◆ **Request**
Can you transcribe every line exactly and leave the pictures behind?
══════
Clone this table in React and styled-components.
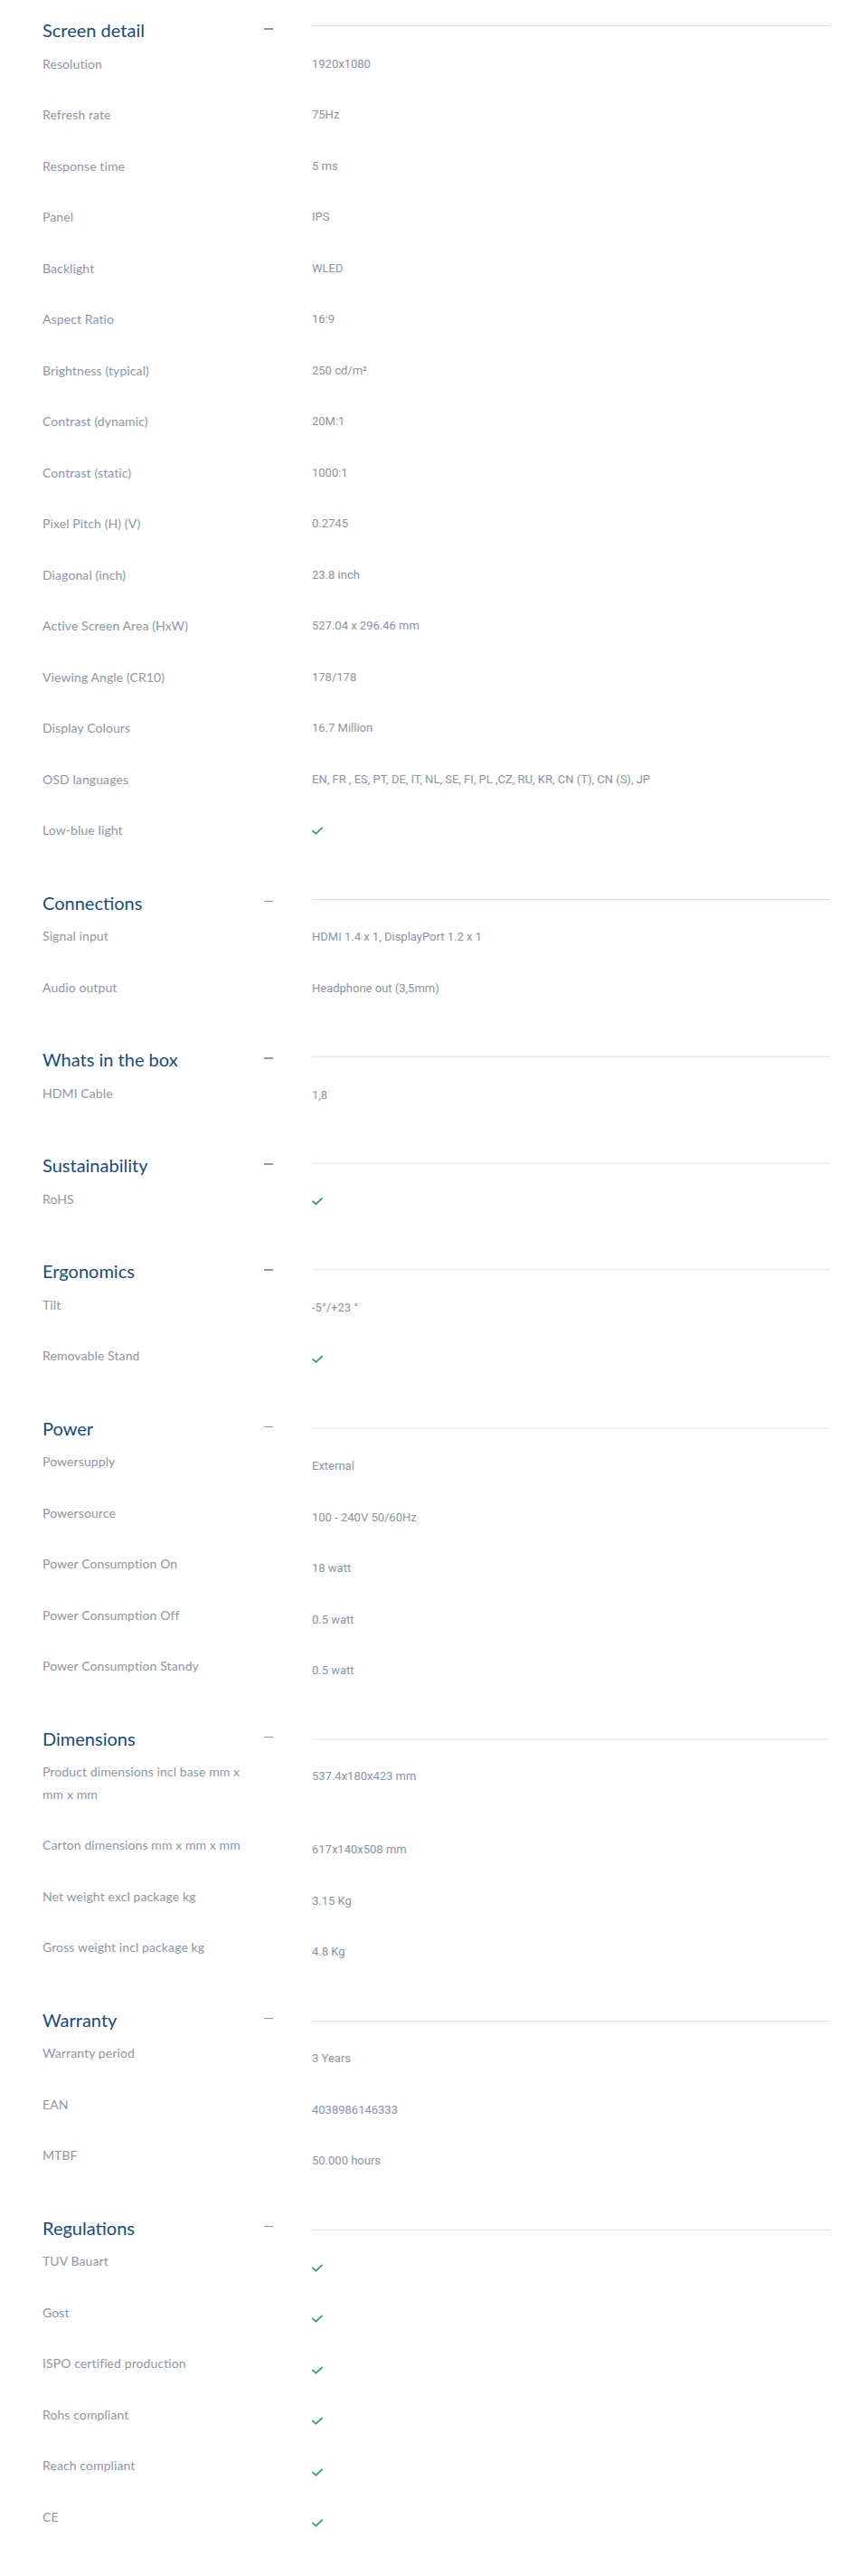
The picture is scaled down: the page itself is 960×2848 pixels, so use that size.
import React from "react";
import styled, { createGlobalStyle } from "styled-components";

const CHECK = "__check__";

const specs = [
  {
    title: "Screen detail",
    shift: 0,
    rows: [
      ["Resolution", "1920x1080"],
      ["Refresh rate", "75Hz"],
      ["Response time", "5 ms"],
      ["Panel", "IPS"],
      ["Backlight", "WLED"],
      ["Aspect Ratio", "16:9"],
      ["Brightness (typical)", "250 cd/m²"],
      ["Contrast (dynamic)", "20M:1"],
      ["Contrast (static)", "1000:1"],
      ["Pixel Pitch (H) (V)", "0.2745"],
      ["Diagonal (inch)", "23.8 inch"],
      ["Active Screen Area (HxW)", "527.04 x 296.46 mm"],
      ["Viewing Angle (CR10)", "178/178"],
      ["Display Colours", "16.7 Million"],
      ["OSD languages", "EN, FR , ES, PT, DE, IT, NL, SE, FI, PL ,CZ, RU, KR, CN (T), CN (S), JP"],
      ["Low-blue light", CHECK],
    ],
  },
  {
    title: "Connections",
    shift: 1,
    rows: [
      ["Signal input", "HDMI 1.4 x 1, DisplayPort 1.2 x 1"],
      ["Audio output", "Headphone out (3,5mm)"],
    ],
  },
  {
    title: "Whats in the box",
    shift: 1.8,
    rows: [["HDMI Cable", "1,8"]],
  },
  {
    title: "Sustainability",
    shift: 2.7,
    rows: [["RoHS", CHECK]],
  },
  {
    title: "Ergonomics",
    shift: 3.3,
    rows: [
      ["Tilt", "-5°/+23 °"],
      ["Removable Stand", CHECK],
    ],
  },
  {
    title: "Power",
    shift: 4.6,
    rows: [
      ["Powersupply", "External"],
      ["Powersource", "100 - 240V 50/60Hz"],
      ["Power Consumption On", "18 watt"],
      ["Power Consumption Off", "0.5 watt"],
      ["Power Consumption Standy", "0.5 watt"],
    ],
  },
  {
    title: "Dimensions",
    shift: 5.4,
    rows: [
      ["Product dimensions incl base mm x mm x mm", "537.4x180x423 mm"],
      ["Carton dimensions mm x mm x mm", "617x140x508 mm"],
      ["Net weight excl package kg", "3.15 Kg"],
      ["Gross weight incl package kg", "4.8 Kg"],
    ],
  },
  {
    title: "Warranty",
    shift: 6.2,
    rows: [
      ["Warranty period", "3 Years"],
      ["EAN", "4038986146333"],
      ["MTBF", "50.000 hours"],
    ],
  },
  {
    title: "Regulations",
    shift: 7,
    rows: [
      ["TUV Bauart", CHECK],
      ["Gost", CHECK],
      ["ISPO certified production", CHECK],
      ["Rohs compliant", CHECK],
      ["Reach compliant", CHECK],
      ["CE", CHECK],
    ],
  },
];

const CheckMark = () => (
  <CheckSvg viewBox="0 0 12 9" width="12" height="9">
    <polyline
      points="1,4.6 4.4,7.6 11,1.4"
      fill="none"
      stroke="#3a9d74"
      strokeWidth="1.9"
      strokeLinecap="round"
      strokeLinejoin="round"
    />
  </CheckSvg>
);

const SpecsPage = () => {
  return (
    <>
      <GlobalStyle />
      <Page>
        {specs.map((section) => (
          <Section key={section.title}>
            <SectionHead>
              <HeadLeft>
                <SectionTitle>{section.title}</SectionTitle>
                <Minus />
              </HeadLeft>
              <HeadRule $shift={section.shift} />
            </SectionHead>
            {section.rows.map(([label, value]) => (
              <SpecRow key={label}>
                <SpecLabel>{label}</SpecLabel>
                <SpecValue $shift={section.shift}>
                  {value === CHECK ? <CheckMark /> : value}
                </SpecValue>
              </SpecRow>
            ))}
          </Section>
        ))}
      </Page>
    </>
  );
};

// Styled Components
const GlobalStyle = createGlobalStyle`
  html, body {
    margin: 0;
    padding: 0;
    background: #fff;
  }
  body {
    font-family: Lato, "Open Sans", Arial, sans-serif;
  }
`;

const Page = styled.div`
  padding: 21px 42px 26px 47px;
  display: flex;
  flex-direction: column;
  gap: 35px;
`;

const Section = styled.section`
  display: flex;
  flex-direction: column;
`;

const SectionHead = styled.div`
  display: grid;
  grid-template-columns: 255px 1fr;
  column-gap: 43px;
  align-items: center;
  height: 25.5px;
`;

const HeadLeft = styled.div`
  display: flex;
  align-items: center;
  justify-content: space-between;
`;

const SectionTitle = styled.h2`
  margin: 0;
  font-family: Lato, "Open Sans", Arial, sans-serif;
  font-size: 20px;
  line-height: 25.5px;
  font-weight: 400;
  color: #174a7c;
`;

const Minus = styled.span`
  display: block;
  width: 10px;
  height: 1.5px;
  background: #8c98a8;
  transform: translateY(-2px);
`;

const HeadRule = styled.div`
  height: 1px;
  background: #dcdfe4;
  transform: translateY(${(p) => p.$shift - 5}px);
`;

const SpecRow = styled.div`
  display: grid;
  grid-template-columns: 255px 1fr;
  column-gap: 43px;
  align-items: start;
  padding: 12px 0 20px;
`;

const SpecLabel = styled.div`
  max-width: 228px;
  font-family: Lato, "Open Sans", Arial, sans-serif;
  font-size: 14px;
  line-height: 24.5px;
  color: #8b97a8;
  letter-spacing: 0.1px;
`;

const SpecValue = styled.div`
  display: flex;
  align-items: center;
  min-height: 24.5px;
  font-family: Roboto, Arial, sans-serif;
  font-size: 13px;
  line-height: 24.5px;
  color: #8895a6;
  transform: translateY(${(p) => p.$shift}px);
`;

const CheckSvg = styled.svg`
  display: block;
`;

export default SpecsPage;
══════
◆ **Solution to the exercise**
Clone this table in React and styled-components.
The picture is scaled down: the page itself is 960×2848 pixels, so use that size.
import React from "react";
import styled, { createGlobalStyle } from "styled-components";

const CHECK = "__check__";

const specs = [
  {
    title: "Screen detail",
    shift: 0,
    rows: [
      ["Resolution", "1920x1080"],
      ["Refresh rate", "75Hz"],
      ["Response time", "5 ms"],
      ["Panel", "IPS"],
      ["Backlight", "WLED"],
      ["Aspect Ratio", "16:9"],
      ["Brightness (typical)", "250 cd/m²"],
      ["Contrast (dynamic)", "20M:1"],
      ["Contrast (static)", "1000:1"],
      ["Pixel Pitch (H) (V)", "0.2745"],
      ["Diagonal (inch)", "23.8 inch"],
      ["Active Screen Area (HxW)", "527.04 x 296.46 mm"],
      ["Viewing Angle (CR10)", "178/178"],
      ["Display Colours", "16.7 Million"],
      ["OSD languages", "EN, FR , ES, PT, DE, IT, NL, SE, FI, PL ,CZ, RU, KR, CN (T), CN (S), JP"],
      ["Low-blue light", CHECK],
    ],
  },
  {
    title: "Connections",
    shift: 1,
    rows: [
      ["Signal input", "HDMI 1.4 x 1, DisplayPort 1.2 x 1"],
      ["Audio output", "Headphone out (3,5mm)"],
    ],
  },
  {
    title: "Whats in the box",
    shift: 1.8,
    rows: [["HDMI Cable", "1,8"]],
  },
  {
    title: "Sustainability",
    shift: 2.7,
    rows: [["RoHS", CHECK]],
  },
  {
    title: "Ergonomics",
    shift: 3.3,
    rows: [
      ["Tilt", "-5°/+23 °"],
      ["Removable Stand", CHECK],
    ],
  },
  {
    title: "Power",
    shift: 4.6,
    rows: [
      ["Powersupply", "External"],
      ["Powersource", "100 - 240V 50/60Hz"],
      ["Power Consumption On", "18 watt"],
      ["Power Consumption Off", "0.5 watt"],
      ["Power Consumption Standy", "0.5 watt"],
    ],
  },
  {
    title: "Dimensions",
    shift: 5.4,
    rows: [
      ["Product dimensions incl base mm x mm x mm", "537.4x180x423 mm"],
      ["Carton dimensions mm x mm x mm", "617x140x508 mm"],
      ["Net weight excl package kg", "3.15 Kg"],
      ["Gross weight incl package kg", "4.8 Kg"],
    ],
  },
  {
    title: "Warranty",
    shift: 6.2,
    rows: [
      ["Warranty period", "3 Years"],
      ["EAN", "4038986146333"],
      ["MTBF", "50.000 hours"],
    ],
  },
  {
    title: "Regulations",
    shift: 7,
    rows: [
      ["TUV Bauart", CHECK],
      ["Gost", CHECK],
      ["ISPO certified production", CHECK],
      ["Rohs compliant", CHECK],
      ["Reach compliant", CHECK],
      ["CE", CHECK],
    ],
  },
];

const CheckMark = () => (
  <CheckSvg viewBox="0 0 12 9" width="12" height="9">
    <polyline
      points="1,4.6 4.4,7.6 11,1.4"
      fill="none"
      stroke="#3a9d74"
      strokeWidth="1.9"
      strokeLinecap="round"
      strokeLinejoin="round"
    />
  </CheckSvg>
);

const SpecsPage = () => {
  return (
    <>
      <GlobalStyle />
      <Page>
        {specs.map((section) => (
          <Section key={section.title}>
            <SectionHead>
              <HeadLeft>
                <SectionTitle>{section.title}</SectionTitle>
                <Minus />
              </HeadLeft>
              <HeadRule $shift={section.shift} />
            </SectionHead>
            {section.rows.map(([label, value]) => (
              <SpecRow key={label}>
                <SpecLabel>{label}</SpecLabel>
                <SpecValue $shift={section.shift}>
                  {value === CHECK ? <CheckMark /> : value}
                </SpecValue>
              </SpecRow>
            ))}
          </Section>
        ))}
      </Page>
    </>
  );
};

// Styled Components
const GlobalStyle = createGlobalStyle`
  html, body {
    margin: 0;
    padding: 0;
    background: #fff;
  }
  body {
    font-family: Lato, "Open Sans", Arial, sans-serif;
  }
`;

const Page = styled.div`
  padding: 21px 42px 26px 47px;
  display: flex;
  flex-direction: column;
  gap: 35px;
`;

const Section = styled.section`
  display: flex;
  flex-direction: column;
`;

const SectionHead = styled.div`
  display: grid;
  grid-template-columns: 255px 1fr;
  column-gap: 43px;
  align-items: center;
  height: 25.5px;
`;

const HeadLeft = styled.div`
  display: flex;
  align-items: center;
  justify-content: space-between;
`;

const SectionTitle = styled.h2`
  margin: 0;
  font-family: Lato, "Open Sans", Arial, sans-serif;
  font-size: 20px;
  line-height: 25.5px;
  font-weight: 400;
  color: #174a7c;
`;

const Minus = styled.span`
  display: block;
  width: 10px;
  height: 1.5px;
  background: #8c98a8;
  transform: translateY(-2px);
`;

const HeadRule = styled.div`
  height: 1px;
  background: #dcdfe4;
  transform: translateY(${(p) => p.$shift - 5}px);
`;

const SpecRow = styled.div`
  display: grid;
  grid-template-columns: 255px 1fr;
  column-gap: 43px;
  align-items: start;
  padding: 12px 0 20px;
`;

const SpecLabel = styled.div`
  max-width: 228px;
  font-family: Lato, "Open Sans", Arial, sans-serif;
  font-size: 14px;
  line-height: 24.5px;
  color: #8b97a8;
  letter-spacing: 0.1px;
`;

const SpecValue = styled.div`
  display: flex;
  align-items: center;
  min-height: 24.5px;
  font-family: Roboto, Arial, sans-serif;
  font-size: 13px;
  line-height: 24.5px;
  color: #8895a6;
  transform: translateY(${(p) => p.$shift}px);
`;

const CheckSvg = styled.svg`
  display: block;
`;

export default SpecsPage;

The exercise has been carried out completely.